**Data lines**
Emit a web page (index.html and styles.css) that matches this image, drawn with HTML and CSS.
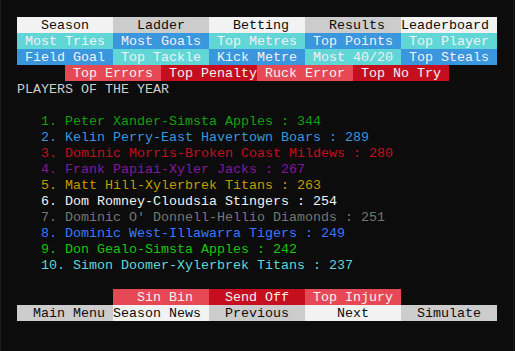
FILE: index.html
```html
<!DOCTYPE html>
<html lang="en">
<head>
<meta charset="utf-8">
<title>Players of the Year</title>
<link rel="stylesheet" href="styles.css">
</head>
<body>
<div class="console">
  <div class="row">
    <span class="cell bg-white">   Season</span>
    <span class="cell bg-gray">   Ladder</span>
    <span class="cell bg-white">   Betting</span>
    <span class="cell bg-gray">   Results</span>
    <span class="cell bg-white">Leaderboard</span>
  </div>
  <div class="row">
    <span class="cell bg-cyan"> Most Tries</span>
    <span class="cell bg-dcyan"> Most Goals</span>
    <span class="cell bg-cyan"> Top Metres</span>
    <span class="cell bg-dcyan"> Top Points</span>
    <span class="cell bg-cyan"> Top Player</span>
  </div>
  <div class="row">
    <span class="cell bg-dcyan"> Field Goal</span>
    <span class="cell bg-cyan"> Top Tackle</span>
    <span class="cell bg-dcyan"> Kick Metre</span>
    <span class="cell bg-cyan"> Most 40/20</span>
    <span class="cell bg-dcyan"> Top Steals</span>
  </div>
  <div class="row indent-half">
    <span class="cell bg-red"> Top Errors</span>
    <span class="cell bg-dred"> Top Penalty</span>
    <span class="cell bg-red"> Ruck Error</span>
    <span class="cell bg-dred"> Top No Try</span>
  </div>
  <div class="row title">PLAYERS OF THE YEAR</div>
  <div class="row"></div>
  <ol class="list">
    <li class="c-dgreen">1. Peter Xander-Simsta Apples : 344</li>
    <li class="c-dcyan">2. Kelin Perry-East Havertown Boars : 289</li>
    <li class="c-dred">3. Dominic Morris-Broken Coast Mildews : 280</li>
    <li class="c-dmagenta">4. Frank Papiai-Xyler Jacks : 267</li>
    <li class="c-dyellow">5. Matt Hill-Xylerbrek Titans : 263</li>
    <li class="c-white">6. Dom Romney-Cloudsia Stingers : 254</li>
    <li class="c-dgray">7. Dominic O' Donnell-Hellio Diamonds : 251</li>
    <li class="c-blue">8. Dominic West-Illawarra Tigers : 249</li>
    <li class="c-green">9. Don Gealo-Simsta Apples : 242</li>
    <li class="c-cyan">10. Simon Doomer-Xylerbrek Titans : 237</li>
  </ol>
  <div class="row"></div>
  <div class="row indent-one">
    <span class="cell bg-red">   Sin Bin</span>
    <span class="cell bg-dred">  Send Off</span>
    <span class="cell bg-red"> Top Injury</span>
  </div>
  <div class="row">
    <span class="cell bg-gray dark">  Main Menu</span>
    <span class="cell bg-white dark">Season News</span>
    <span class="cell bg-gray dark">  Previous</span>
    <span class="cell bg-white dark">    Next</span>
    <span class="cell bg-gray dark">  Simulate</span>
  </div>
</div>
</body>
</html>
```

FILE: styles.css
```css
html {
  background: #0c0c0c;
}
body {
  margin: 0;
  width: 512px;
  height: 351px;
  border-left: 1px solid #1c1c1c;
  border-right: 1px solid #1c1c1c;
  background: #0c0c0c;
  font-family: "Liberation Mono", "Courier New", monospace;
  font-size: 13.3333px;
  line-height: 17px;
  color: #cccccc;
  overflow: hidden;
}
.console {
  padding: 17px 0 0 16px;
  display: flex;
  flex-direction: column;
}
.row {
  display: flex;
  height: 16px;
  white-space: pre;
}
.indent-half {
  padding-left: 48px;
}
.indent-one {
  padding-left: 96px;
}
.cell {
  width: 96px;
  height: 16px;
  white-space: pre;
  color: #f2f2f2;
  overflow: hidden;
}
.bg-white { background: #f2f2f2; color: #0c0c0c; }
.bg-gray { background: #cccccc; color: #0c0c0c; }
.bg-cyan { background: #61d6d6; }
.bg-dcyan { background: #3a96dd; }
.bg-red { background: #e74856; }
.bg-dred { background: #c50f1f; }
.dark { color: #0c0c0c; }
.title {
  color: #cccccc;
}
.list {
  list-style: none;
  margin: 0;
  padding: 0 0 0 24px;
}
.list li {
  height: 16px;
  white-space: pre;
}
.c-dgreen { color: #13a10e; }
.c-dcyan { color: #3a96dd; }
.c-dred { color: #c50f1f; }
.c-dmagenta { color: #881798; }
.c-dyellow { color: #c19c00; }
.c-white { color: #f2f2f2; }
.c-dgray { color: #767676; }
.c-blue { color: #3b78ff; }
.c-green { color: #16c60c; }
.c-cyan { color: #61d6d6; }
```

**Written exercise**
Copy all the data exactly as written, but skip any picture.

**Exercise answer**
Emit a web page (index.html and styles.css) that matches this image, drawn with HTML and CSS.
FILE: index.html
```html
<!DOCTYPE html>
<html lang="en">
<head>
<meta charset="utf-8">
<title>Players of the Year</title>
<link rel="stylesheet" href="styles.css">
</head>
<body>
<div class="console">
  <div class="row">
    <span class="cell bg-white">   Season</span>
    <span class="cell bg-gray">   Ladder</span>
    <span class="cell bg-white">   Betting</span>
    <span class="cell bg-gray">   Results</span>
    <span class="cell bg-white">Leaderboard</span>
  </div>
  <div class="row">
    <span class="cell bg-cyan"> Most Tries</span>
    <span class="cell bg-dcyan"> Most Goals</span>
    <span class="cell bg-cyan"> Top Metres</span>
    <span class="cell bg-dcyan"> Top Points</span>
    <span class="cell bg-cyan"> Top Player</span>
  </div>
  <div class="row">
    <span class="cell bg-dcyan"> Field Goal</span>
    <span class="cell bg-cyan"> Top Tackle</span>
    <span class="cell bg-dcyan"> Kick Metre</span>
    <span class="cell bg-cyan"> Most 40/20</span>
    <span class="cell bg-dcyan"> Top Steals</span>
  </div>
  <div class="row indent-half">
    <span class="cell bg-red"> Top Errors</span>
    <span class="cell bg-dred"> Top Penalty</span>
    <span class="cell bg-red"> Ruck Error</span>
    <span class="cell bg-dred"> Top No Try</span>
  </div>
  <div class="row title">PLAYERS OF THE YEAR</div>
  <div class="row"></div>
  <ol class="list">
    <li class="c-dgreen">1. Peter Xander-Simsta Apples : 344</li>
    <li class="c-dcyan">2. Kelin Perry-East Havertown Boars : 289</li>
    <li class="c-dred">3. Dominic Morris-Broken Coast Mildews : 280</li>
    <li class="c-dmagenta">4. Frank Papiai-Xyler Jacks : 267</li>
    <li class="c-dyellow">5. Matt Hill-Xylerbrek Titans : 263</li>
    <li class="c-white">6. Dom Romney-Cloudsia Stingers : 254</li>
    <li class="c-dgray">7. Dominic O' Donnell-Hellio Diamonds : 251</li>
    <li class="c-blue">8. Dominic West-Illawarra Tigers : 249</li>
    <li class="c-green">9. Don Gealo-Simsta Apples : 242</li>
    <li class="c-cyan">10. Simon Doomer-Xylerbrek Titans : 237</li>
  </ol>
  <div class="row"></div>
  <div class="row indent-one">
    <span class="cell bg-red">   Sin Bin</span>
    <span class="cell bg-dred">  Send Off</span>
    <span class="cell bg-red"> Top Injury</span>
  </div>
  <div class="row">
    <span class="cell bg-gray dark">  Main Menu</span>
    <span class="cell bg-white dark">Season News</span>
    <span class="cell bg-gray dark">  Previous</span>
    <span class="cell bg-white dark">    Next</span>
    <span class="cell bg-gray dark">  Simulate</span>
  </div>
</div>
</body>
</html>
```

FILE: styles.css
```css
html {
  background: #0c0c0c;
}
body {
  margin: 0;
  width: 512px;
  height: 351px;
  border-left: 1px solid #1c1c1c;
  border-right: 1px solid #1c1c1c;
  background: #0c0c0c;
  font-family: "Liberation Mono", "Courier New", monospace;
  font-size: 13.3333px;
  line-height: 17px;
  color: #cccccc;
  overflow: hidden;
}
.console {
  padding: 17px 0 0 16px;
  display: flex;
  flex-direction: column;
}
.row {
  display: flex;
  height: 16px;
  white-space: pre;
}
.indent-half {
  padding-left: 48px;
}
.indent-one {
  padding-left: 96px;
}
.cell {
  width: 96px;
  height: 16px;
  white-space: pre;
  color: #f2f2f2;
  overflow: hidden;
}
.bg-white { background: #f2f2f2; color: #0c0c0c; }
.bg-gray { background: #cccccc; color: #0c0c0c; }
.bg-cyan { background: #61d6d6; }
.bg-dcyan { background: #3a96dd; }
.bg-red { background: #e74856; }
.bg-dred { background: #c50f1f; }
.dark { color: #0c0c0c; }
.title {
  color: #cccccc;
}
.list {
  list-style: none;
  margin: 0;
  padding: 0 0 0 24px;
}
.list li {
  height: 16px;
  white-space: pre;
}
.c-dgreen { color: #13a10e; }
.c-dcyan { color: #3a96dd; }
.c-dred { color: #c50f1f; }
.c-dmagenta { color: #881798; }
.c-dyellow { color: #c19c00; }
.c-white { color: #f2f2f2; }
.c-dgray { color: #767676; }
.c-blue { color: #3b78ff; }
.c-green { color: #16c60c; }
.c-cyan { color: #61d6d6; }
```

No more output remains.